1. INCEPTION. This is maybe my favourite part.  It’s like the start of a relationship, fresh-exciting-unpredictable and full of promise.  You don’t know where it will end up but you lean toward imagining great things.  This is where you play with ideas, you flirt with concepts, you write and erase and re-write and finish and start again and the whole time you are immersed in the pure pleasure of creating, of putting words on to a page for the first time.  Inception could easily read conception and continuing with that analogy, a film – as is often mused- is like a writer’s baby.  Writing it is like the sex that comes before.   No pun intended!



2. SHARING. I guess if writing is like sex, then sharing is like…a self-distributed sex tape?  Part of me is starting to see major flaws in my analogy, but out of curiosity if nothing else, I’m going to persevere and potentially embarrass myself and alienate myself from all my friends.  Once you’ve written your masterpiece and got over the urge to edit and re-edit and second guess and tear up and start again, then the next step is to share your work.  But not only share it with friends and peers, people from whom you can almost guarantee a gentle response from and one that is usually positive, but with strangers.  With other creatives like actors, make-up artists, camera operators etc. etc.  Basically, anybody and everybody that you need to be on board with your vision to turn your script into a film.  In today’s world, it is so easy to share and maybe because of the ease in which we can find willing sycophants or critics, it is all too easy to believe your own hype or be put down by your own failings.  It is very difficult to know what is genuine praise, constructive criticism or self-serving hyperbole but it is essential that you find a way to wade through all of this to find the people who you can trust enough to hold your baby.  Or, to watch your sex tape, depending on which version of this loose analogy you prefer at this point.  It is also very nerve-wracking to share your art as it is part of you and any comments or even genuine misunderstandings of the content and concepts, can hurt and make you doubt yourself.  That’s why it is important to make sure you have spent as long a time as possible at stage 1.  Have sex until celibacy appeals…it’s the only way you can be sure you’ve got it right.

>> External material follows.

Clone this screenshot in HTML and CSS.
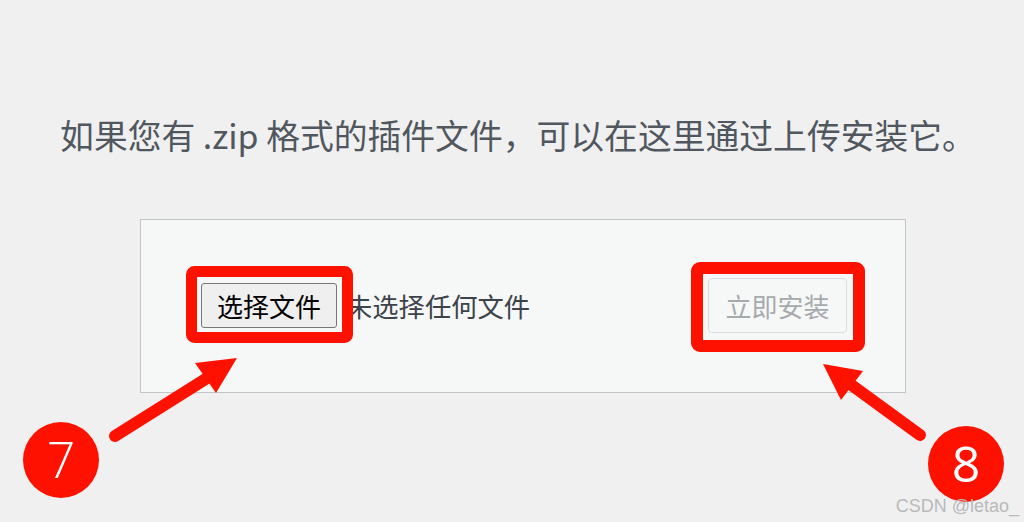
FILE: index.html
```html
<!DOCTYPE html>
<html lang="zh-CN">
<head>
<meta charset="utf-8">
<title>上传插件</title>
<link rel="stylesheet" href="styles.css">
</head>
<body>
<div class="page">
  <p class="install-help">如果您有 .zip 格式的插件文件，可以在这里通过上传安装它。</p>
  <form class="upload-form">
    <div class="file-field">
      <span class="file-btn">选择文件</span>
      <span class="file-name">未选择任何文件</span>
    </div>
    <span class="install-btn">立即安装</span>
  </form>
</div>
<svg class="annotations" width="1024" height="522" viewBox="0 0 1024 522" xmlns="http://www.w3.org/2000/svg">
  <rect x="191.5" y="271.5" width="156" height="66" rx="3" fill="none" stroke="#ff1100" stroke-width="11"/>
  <rect x="697" y="268" width="162" height="78" rx="3" fill="none" stroke="#ff1100" stroke-width="12"/>
  <line x1="115" y1="436" x2="212" y2="375" stroke="#ff1100" stroke-width="12" stroke-linecap="round"/>
  <polygon points="237,358 195,363 216,393" fill="#ff1100"/>
  <line x1="920" y1="435" x2="846" y2="381" stroke="#ff1100" stroke-width="12" stroke-linecap="round"/>
  <polygon points="823,364 863,371 841,400" fill="#ff1100"/>
  <circle cx="61" cy="460" r="38" fill="#ff1100"/>
  <circle cx="966" cy="464" r="38" fill="#ff1100"/>
  <text x="61" y="478" class="num num-light" text-anchor="middle">7</text>
  <text x="966" y="482" class="num" text-anchor="middle">8</text>
</svg>
<div class="watermark">CSDN @letao_</div>
</body>
</html>
```
FILE: styles.css
```css
html, body {
  margin: 0;
  padding: 0;
}
body {
  width: 1024px;
  height: 522px;
  background: #f0f0f1;
  overflow: hidden;
  position: relative;
  font-family: "Noto Sans CJK SC", "Noto Sans", sans-serif;
}
.page {
  padding-top: 115px;
}
.install-help {
  margin: 0;
  padding-left: 12px;
  text-align: center;
  font-size: 33.8px;
  line-height: 40px;
  color: #50575e;
  white-space: nowrap;
}
.upload-form {
  margin: 64px 0 0 140px;
  width: 766px;
  box-sizing: border-box;
  background: #f6f7f7;
  border: 1px solid #c3c4c7;
  padding: 58px 58px 59px 60px;
  display: flex;
  align-items: center;
  justify-content: space-between;
}
.file-field {
  display: flex;
  align-items: center;
}
.file-btn {
  box-sizing: border-box;
  height: 45px;
  width: 136px;
  display: flex;
  align-items: center;
  justify-content: center;
  background: #efefef;
  border: 1px solid #767676;
  border-radius: 3px;
  color: #000;
  font-size: 26px;
}
.file-name {
  margin-left: 9px;
  font-size: 26.3px;
  color: #3c434a;
}
.install-btn {
  box-sizing: border-box;
  height: 55px;
  width: 139px;
  display: flex;
  align-items: center;
  justify-content: center;
  background: #f6f7f7;
  border: 1px solid #dcdcde;
  border-radius: 4px;
  color: #a7aaad;
  font-size: 26px;
}
.annotations {
  position: absolute;
  left: 0;
  top: 0;
}
.num {
  font-family: "Open Sans", "Liberation Sans", sans-serif;
  font-size: 50px;
  fill: #ffffff;
}
.num-light {
  font-weight: 300;
}
.watermark {
  position: absolute;
  right: 5px;
  bottom: 6px;
  font-family: "Liberation Sans", Arial, sans-serif;
  font-size: 18px;
  line-height: 20px;
  color: #b9b9b9;
}
```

3. REALISATION. Well, I guess this can either be referring to realising that you’re not as good as you thought or realising the fruits of stages 1 and 2.  I prefer the latter.  This is where all your doubt, confusion, excitement, work and struggles start to feel worth it.  This- along with stage 1- is my favourite part.  Being on set/location is like nothing else.  Seeing your words evolve into actions and be torn apart and adapted and improved and changed simply by the collaboration between people is amazing.  It is a truly organic evolution of art and is as inspiring as it is educational.  You learn so much about yourself- your interactions with other people and what you enjoy, you learn about your art all over again- the true heart of it and what it really means and you learn about how much you really don’t know.



It is intimidating sometimes when you realise there is so much to grasp and learn and how little you can really do on your own, but it is also encouraging when you look around you and see a group of people all working together toward one goal.  And I’m not ashamed to admit it, it is a boost to the ego to know that the one aim in question is the completion of your film, something that you wrote and created.  It is humbling but beautiful and I have been lucky to have a great team with me every time so far, a team that has evolved and grown and a team that brings something to every production.  As difficult as it can be, stage 2 is vital in ensuring stage 3 can be as good as it can.  Watching your children grow must be immensely rewarding, knowing that they have become adults armed with the knowledge, wisdom and character that you, as a parent, have helped shape.  Is it fair to compare the production of your film to the raising of a child?  I don’t know, but it’s either that or comparing it to the undeserved celebrity that a sex tape can afford you.  This time, I prefer the former comparison.


4. LETTING GO. When your baby grows up, it flies the nest…well, most of the time.  I accept that there are probably some 40 year olds still at home enjoying free laundry and home cooked food day in- day out, but for the majority of the civilised world, we go.  We branch out.  We find our own world and we start the journey all over again.  Once your film is done.  The editing is complete and you can adjust and mess with the footage no more, it is time to send it out into the world and watch it take on a whole new life once more.  It changes again.  This thing that was once just your ideas loosely knitted together on a page, is now a (hopefully) coherent piece of live action, with living, breathing characters and emotion pouring out of every exchange and expertly captured and directed glance.

Now it is time to let it breathe on its own and become what you always hoped it would be.  A film. 


Just like stage 2, it is so easy nowadays to let your film out into the big bad world.  Platforms such as YouTube and Vimeo combined with the plethora of social media that now exists mean that throwing your baby into the deep end is as easy as two clicks of a mouse, but with this ease of use comes- in my opinion- heightened responsibility.  Completing a film for “likes” is like sharing pictures of your body on Instagram.  It might be dressed up as some kind of liberating, proud, self-love- but it is in fact little more than just vanity.  And we’re all guilty of it in some respect.  If we weren’t even a little bit vain- why would we think we had stories worth telling in the first place- but vanity needs to be tempered with sincerity if art is to be genuine.  Maybe it’s vanity to even think that my opinion on this is valid, but such is the constant battle with staying genuine, but you wouldn’t just let your child neglect their education for the pursuit of say- a high score on call of duty- so why let your art suffer by judging its success on how many times it is viewed on YouTube, or liked on Facebook.



Seek better.  Seek the praise- and criticism- of peers and people who love the medium just as much as you do.  Film festivals are places where (most) people go to expressly watch and critique films, so is it fair to argue that the feedback gained there is more appropriate and helpful than your friends comments on your Facebook wall?  Admittedly, as with anything, even film festivals can be cynical money making exercises now (there seems to be 100’s of new ones each week!) so take your time in deciding where you want to enter your film, but enter it, that’s the main part.  It is like sending your child of to a university rather than to the big brother house.

And so, I guess that’s it. 

What the point of any of this was or is, is up for debate.  Perhaps I’m a victim of my own vanity- something I seemingly try to resist but know I am as susceptible to just as much as the vacuous hoards on shows like Love Island, but maybe, just maybe, I am trying to learn as I go and share what I now know.  Maybe it will help?